Benjamin Kapelushnik. Images courtesy of Complex
I would be remiss to leave out the uglier side of reselling. The dynamics are constantly changing due to the mainstream attention (thank you to all the Hypebeasts around the world) that this once-underground market is receiving. The increased competition means that there are now more and more players entering the arena which leads to its own plethora of problems, such as fakes, undercutting prices and decreasing the availability of prime stock. Another change is the battle between Nike and Adidas. This corporate battle has led to Nike invariably decreasing the value of some of their premium releases by increasing the supply of once-revered silhouettes, like Jordan’s and Air Max’s, to counter Adidas’ newfound cultural relevance with the YZY, NMD and Human Race models. This rise also means that resellers are changing their focus to Adidas sneakers as this is where the money is.
This market has definitely taken hits throughout the years but continues to find new ways to reinvent itself, getting stronger each time. Sneaker reselling continues to grow as a ray of hope for sneaker freaks and business-minded individuals as they can now turn their obsession into a full-fledged business should they be able to navigate its murky waters.
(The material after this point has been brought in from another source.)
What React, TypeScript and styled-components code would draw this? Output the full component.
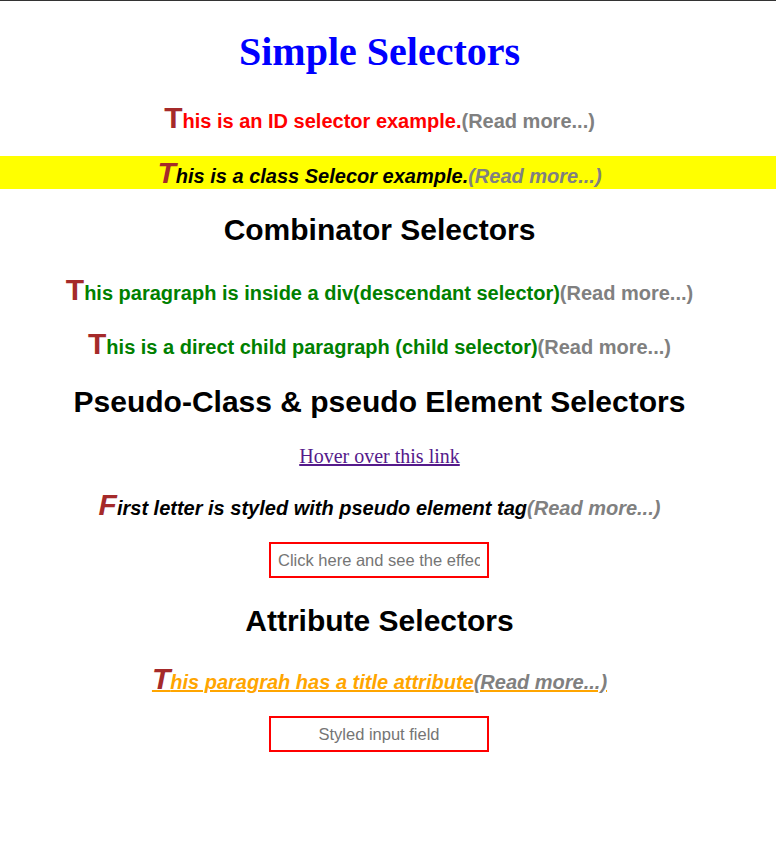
import React from "react";
import styled, { createGlobalStyle } from "styled-components";

const Global = createGlobalStyle`
  html, body { margin: 0; padding: 0; background: #fff; }
  body { border-top: 1px solid #333; font-family: "Liberation Sans", Arial, sans-serif; }
`;

const Page = styled.main`
  display: flex;
  flex-direction: column;
  align-items: stretch;
  text-align: center;
  padding: 28px 17px 0 0;
`;

const Title = styled.h1`
  margin: 0;
  font-family: "Liberation Serif", "Times New Roman", serif;
  font-size: 40px;
  font-weight: bold;
  color: #0000ff;
  line-height: 46px;
`;

const Heading = styled.h2`
  margin: 0;
  font-family: "Liberation Sans", Arial, sans-serif;
  font-size: 30px;
  font-weight: bold;
  color: #000;
  line-height: 34px;
`;

const Para = styled.p<{ $color: string; $italic?: boolean; $bg?: string; $under?: boolean }>`
  margin: 0;
  font-size: 20px;
  font-weight: bold;
  line-height: 33px;
  height: 33px;
  color: ${(p) => p.$color};
  font-style: ${(p) => (p.$italic ? "italic" : "normal")};
  text-decoration: ${(p) => (p.$under ? "underline" : "none")};
  ${(p) =>
    p.$bg
      ? `background: ${p.$bg}; margin-right: -17px; padding-right: 17px; padding-top: 4px; height: 29px;`
      : ""}
`;

const Initial = styled.span`
  font-size: 30px;
  line-height: 20px;
  color: #a52a2a;
`;

const More = styled.span`
  color: #808080;
`;

const LinkRow = styled.div`
  font-family: "Liberation Serif", "Times New Roman", serif;
  font-size: 20px;
  line-height: 24px;
`;

const Link = styled.a`
  color: #551a8b;
  text-decoration: underline;
`;

const Field = styled.input<{ $center?: boolean }>`
  box-sizing: border-box;
  width: 220px;
  height: 36px;
  border: 2px solid #ff0000;
  padding: 0 7px;
  font-family: "Liberation Sans", Arial, sans-serif;
  font-size: 16.5px;
  text-align: ${(p) => (p.$center ? "center" : "left")};
  outline: none;
  &::placeholder { color: #757575; }
`;

const FieldRow = styled.div`
  display: flex;
  justify-content: center;
  padding-right: 1px;
`;

const Gap = styled.div<{ $h: number }>`
  height: ${(p) => p.$h}px;
  flex-shrink: 0;
`;

export default function App() {
  return (
    <>
      <Global />
      <Page>
        <Title>Simple Selectors</Title>
        <Gap $h={30} />
        <Para $color="#ff0000">
          <Initial>T</Initial>his is an ID selector example.<More>(Read more...)</More>
        </Para>
        <Gap $h={18} />
        <Para $color="#000" $italic $bg="#ffff00">
          <Initial>T</Initial>his is a class Selecor example.<More>(Read more...)</More>
        </Para>
        <Gap $h={24} />
        <Heading>Combinator Selectors</Heading>
        <Gap $h={30} />
        <Para $color="#008000">
          <Initial>T</Initial>his paragraph is inside a div(descendant selector)<More>(Read more...)</More>
        </Para>
        <Gap $h={21} />
        <Para $color="#008000">
          <Initial>T</Initial>his is a direct child paragraph (child selector)<More>(Read more...)</More>
        </Para>
        <Gap $h={21} />
        <Heading>Pseudo-Class &amp; pseudo Element Selectors</Heading>
        <Gap $h={25} />
        <LinkRow>
          <Link href="#">Hover over this link</Link>
        </LinkRow>
        <Gap $h={24} />
        <Para $color="#000" $italic>
          <Initial>F</Initial>irst letter is styled with pseudo element tag<More>(Read more...)</More>
        </Para>
        <Gap $h={17} />
        <FieldRow>
          <Field placeholder="Click here and see the effect" />
        </FieldRow>
        <Gap $h={26} />
        <Heading>Attribute Selectors</Heading>
        <Gap $h={28} />
        <Para $color="#ffa500" $italic $under title="title">
          <Initial>T</Initial>his paragrah has a title attribute<More>(Read more...)</More>
        </Para>
        <Gap $h={17} />
        <FieldRow>
          <Field $center placeholder="Styled input field" />
        </FieldRow>
      </Page>
    </>
  );
}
But does commodifying items in this manner cripple or aid the market we love so dearly? On one hand, the resale price is somewhat standard/aggregated – limiting the number of sellers that try to squeeze some extra cash out of your naive pockets.
However, creating a stock market invites more buyers whose sole purpose is to flip the shoes and make a profit. As economics would have it, the next man will then have to buy his sneakers and, eventually, grails at a higher standard price with all these new buyers now entering the market. This brings me to my last question – is this the beginning of a bubble or are we walking on solid ground into a new sneaker world order?